The story used to be a staple in newsrooms across the country. “Sorry my story is so long,” the young reporter says to his editor, “but I didn’t have time to make it shorter.”

Indeed, it is time-consuming to pare writing, or content, to the bone, but the return-on-investment is huge in terms of the audience who not only reads your posts but remembers it for all the right reasons.

One of the keys to writing content that stands out from the crowd is emphasizing the active tenses and strong verbs, rather than the passive voice and adjectives that are too-clever-by-half. Some content creators reflexively favor passive verbiage under the misguided notion that it lends their message a certain gravitas, or authority. It doesn’t; typically, it just makes your post tedious.

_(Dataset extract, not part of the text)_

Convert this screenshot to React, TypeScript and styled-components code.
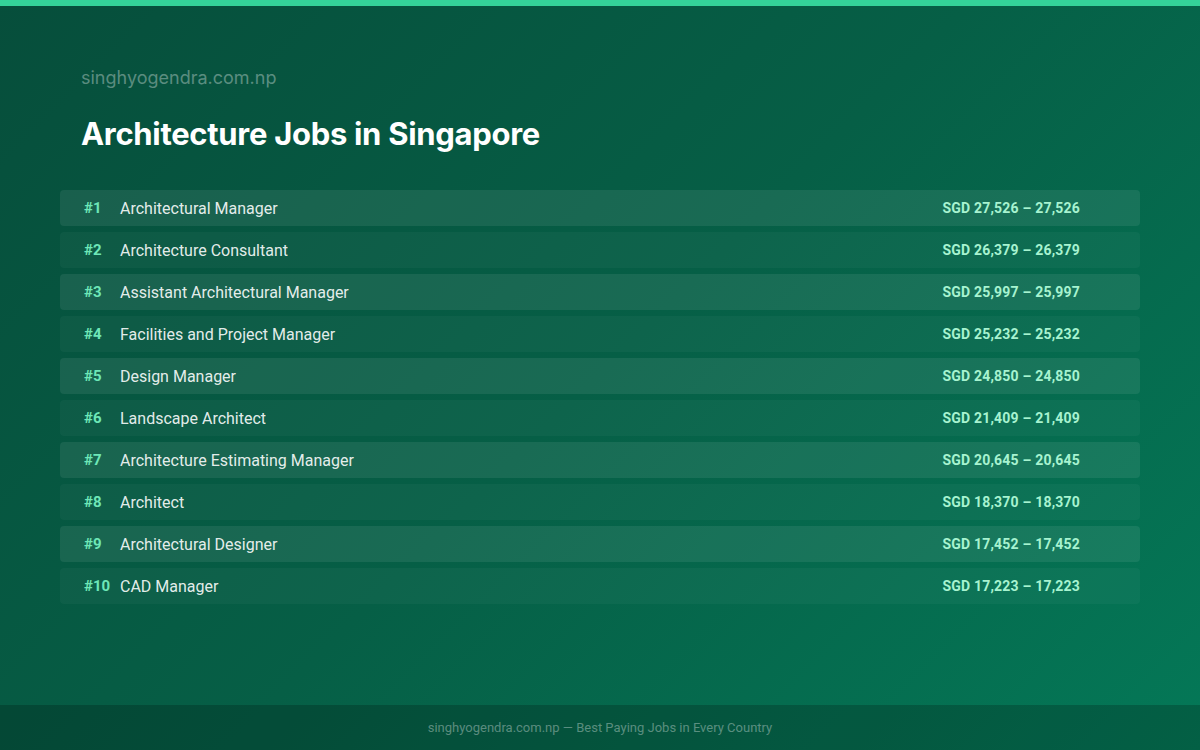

Conversely, sharp verbs and economical composition prods readers to speed through your blog post or marketing content, and that, in turn, helps the message to “stick.” Wordiness often slows readers down, or even requires them to read a sentence twice to understand it. And that just turns readers off.

Think of Ernest Hemmingway’s taut prose  or Martin Luther’s King’s iconic “I Have a Dream” speech. At 1,667 words, it is a bantamweight address but it delivers a heavyweight wallop, in no small part because King, a Baptist minister knew that a good speech, like good content, needn’t be eternal to be immortal.